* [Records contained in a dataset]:
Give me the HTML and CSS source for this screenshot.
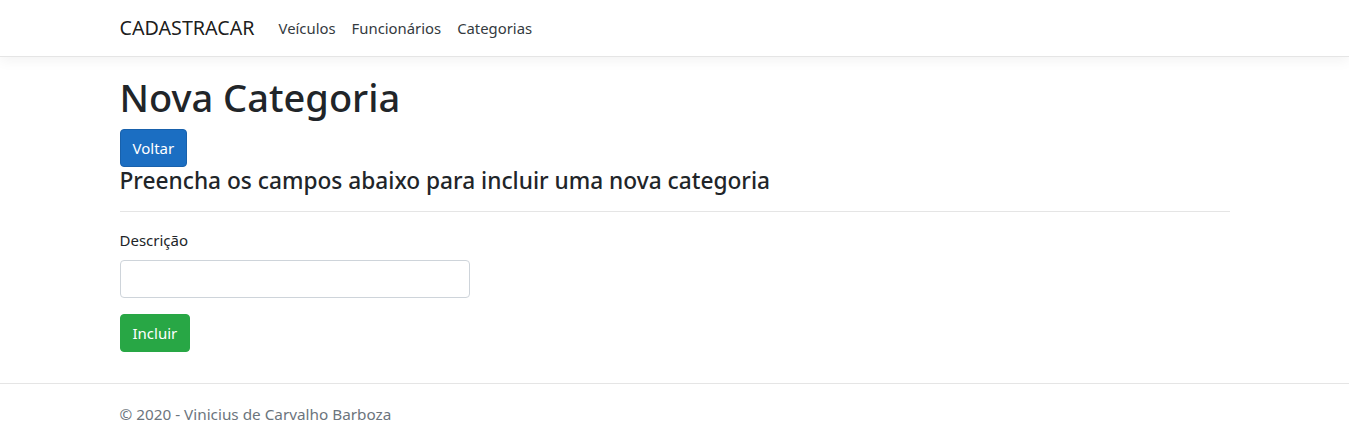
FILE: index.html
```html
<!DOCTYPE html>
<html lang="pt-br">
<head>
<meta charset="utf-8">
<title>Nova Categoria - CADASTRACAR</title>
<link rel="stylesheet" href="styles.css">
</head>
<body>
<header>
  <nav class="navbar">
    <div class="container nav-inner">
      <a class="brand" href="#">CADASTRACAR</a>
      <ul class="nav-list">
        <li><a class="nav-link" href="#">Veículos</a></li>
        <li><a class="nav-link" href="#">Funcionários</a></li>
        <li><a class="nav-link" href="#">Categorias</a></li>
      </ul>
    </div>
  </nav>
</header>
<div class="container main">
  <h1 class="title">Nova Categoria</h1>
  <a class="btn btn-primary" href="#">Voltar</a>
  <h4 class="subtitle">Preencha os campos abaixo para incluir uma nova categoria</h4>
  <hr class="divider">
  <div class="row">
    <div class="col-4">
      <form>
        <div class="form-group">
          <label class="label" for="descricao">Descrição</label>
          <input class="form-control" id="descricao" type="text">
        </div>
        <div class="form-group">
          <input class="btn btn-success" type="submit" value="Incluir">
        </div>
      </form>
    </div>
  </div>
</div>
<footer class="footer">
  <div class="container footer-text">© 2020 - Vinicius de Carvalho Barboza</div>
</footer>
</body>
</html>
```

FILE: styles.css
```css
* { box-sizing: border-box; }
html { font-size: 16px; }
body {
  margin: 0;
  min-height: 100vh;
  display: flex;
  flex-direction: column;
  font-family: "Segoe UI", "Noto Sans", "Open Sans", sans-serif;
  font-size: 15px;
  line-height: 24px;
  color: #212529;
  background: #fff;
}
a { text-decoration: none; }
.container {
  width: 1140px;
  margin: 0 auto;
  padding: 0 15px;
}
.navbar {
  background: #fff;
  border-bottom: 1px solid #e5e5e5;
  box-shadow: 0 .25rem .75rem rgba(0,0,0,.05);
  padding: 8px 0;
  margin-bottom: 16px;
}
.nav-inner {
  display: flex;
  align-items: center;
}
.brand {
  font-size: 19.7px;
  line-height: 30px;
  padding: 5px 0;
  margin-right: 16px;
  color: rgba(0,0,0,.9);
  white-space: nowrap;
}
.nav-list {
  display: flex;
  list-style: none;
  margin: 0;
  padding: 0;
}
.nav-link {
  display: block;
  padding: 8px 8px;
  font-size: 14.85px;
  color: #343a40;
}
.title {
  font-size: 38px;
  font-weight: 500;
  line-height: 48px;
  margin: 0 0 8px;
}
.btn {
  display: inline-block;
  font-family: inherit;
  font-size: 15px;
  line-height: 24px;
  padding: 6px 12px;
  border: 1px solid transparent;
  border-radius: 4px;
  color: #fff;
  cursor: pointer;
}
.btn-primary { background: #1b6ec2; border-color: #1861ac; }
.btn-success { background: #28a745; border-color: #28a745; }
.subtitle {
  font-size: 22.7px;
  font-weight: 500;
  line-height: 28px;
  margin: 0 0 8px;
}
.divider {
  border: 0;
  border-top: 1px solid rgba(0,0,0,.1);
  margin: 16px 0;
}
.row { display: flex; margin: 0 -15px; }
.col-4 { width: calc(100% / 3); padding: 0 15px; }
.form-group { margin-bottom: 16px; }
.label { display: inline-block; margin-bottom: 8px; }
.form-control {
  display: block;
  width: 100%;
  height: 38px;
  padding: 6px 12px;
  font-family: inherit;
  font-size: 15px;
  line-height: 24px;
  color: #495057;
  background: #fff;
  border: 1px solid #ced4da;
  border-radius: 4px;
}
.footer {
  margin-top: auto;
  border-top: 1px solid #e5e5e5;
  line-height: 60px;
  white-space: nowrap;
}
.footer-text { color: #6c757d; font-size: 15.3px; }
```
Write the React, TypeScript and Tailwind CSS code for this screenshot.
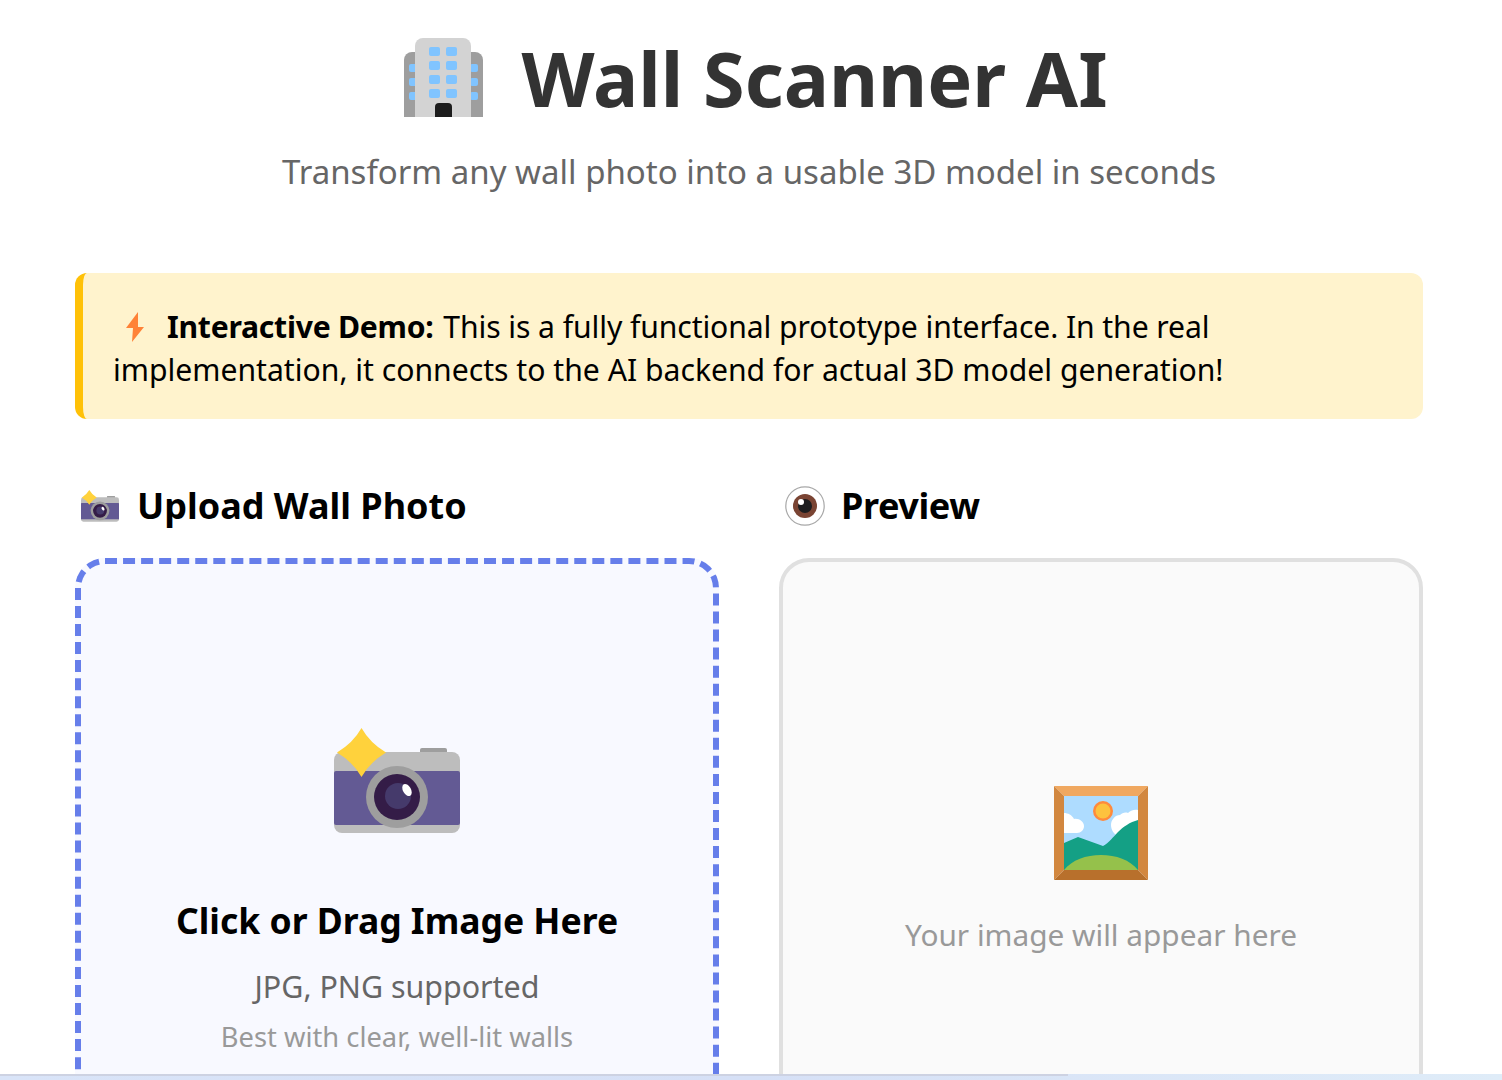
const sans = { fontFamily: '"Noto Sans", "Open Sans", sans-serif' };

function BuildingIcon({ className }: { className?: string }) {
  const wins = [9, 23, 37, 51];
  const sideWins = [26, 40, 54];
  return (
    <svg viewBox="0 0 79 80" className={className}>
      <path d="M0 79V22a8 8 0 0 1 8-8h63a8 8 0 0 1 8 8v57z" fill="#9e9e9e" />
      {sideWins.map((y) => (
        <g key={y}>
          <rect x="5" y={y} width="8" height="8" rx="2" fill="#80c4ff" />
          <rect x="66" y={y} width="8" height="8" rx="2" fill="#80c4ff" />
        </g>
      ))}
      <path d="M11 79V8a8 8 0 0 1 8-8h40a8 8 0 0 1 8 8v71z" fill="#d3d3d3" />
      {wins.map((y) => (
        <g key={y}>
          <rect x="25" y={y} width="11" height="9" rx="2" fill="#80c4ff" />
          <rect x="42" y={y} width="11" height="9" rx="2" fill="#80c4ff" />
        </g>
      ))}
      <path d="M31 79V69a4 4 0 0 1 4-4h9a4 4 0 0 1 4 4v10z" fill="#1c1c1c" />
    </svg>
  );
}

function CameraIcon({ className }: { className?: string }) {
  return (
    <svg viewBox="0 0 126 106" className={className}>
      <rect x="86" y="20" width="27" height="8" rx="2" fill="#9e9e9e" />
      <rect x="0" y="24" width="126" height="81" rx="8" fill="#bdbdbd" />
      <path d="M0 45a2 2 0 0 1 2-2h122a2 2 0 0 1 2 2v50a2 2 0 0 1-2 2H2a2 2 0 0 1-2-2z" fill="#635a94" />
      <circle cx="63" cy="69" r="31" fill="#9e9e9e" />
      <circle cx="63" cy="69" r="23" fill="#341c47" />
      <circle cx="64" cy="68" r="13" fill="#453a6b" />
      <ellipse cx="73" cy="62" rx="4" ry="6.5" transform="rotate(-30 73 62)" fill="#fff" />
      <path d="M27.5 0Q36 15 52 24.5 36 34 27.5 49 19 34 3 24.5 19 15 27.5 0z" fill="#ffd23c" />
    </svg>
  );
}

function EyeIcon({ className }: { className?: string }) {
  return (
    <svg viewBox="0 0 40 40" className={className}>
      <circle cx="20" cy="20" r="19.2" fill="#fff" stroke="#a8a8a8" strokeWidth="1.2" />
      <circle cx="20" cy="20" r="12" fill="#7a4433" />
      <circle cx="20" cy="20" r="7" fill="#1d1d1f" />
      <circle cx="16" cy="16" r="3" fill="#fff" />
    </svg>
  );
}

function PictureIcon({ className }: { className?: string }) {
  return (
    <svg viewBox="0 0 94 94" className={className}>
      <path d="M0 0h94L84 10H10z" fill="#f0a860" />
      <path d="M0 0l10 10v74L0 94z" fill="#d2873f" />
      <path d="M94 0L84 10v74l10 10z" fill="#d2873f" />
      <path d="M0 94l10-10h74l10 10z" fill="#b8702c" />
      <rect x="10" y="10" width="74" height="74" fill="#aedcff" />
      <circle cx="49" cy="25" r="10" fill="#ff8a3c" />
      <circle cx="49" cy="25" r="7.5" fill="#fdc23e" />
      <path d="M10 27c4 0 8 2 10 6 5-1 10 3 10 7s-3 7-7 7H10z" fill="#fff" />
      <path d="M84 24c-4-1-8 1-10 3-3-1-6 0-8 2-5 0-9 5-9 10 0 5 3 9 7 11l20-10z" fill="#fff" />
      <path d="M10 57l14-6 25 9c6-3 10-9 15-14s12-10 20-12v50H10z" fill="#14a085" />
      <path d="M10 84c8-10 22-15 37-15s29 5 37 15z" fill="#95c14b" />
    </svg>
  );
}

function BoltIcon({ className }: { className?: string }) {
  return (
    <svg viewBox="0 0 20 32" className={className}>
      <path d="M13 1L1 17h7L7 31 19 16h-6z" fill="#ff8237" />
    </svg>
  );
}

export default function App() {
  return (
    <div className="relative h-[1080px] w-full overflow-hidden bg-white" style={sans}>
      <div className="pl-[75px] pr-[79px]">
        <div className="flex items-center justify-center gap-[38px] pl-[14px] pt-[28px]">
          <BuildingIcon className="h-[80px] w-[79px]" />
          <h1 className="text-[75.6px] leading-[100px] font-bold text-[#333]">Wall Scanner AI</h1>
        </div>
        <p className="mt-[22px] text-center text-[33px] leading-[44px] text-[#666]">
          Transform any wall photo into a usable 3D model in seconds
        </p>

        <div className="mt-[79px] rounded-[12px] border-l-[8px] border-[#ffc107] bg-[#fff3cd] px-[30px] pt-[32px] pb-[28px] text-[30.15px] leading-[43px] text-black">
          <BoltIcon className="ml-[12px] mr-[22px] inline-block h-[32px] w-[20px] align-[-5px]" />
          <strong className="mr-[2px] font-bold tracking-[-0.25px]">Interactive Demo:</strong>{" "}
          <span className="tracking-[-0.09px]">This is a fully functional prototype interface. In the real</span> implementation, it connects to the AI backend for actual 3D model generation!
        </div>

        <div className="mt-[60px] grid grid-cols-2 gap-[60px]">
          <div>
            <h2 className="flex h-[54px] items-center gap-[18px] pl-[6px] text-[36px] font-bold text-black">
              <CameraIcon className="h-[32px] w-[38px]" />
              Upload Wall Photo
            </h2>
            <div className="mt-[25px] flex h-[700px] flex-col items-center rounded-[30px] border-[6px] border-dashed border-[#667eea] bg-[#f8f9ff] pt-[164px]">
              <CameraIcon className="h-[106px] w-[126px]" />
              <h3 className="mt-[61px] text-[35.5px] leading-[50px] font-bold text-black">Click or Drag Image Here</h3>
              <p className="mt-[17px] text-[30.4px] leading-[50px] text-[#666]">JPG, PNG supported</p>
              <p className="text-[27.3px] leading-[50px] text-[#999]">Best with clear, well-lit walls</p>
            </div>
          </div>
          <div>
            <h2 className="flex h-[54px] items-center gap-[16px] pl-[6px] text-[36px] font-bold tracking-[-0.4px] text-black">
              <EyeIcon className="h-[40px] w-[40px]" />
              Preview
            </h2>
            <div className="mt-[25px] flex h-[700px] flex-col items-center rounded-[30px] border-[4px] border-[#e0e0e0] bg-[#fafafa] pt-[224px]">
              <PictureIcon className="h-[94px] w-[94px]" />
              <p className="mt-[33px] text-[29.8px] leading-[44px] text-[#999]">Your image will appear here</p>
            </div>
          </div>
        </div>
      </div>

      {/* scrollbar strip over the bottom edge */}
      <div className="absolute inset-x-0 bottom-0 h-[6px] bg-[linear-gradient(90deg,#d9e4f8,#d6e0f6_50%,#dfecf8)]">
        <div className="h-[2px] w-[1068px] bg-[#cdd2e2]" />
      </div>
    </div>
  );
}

* [Objective]:
Tally the lines in this data that hold the word "screenshot" and state only the count.

* [Result of the task]:
2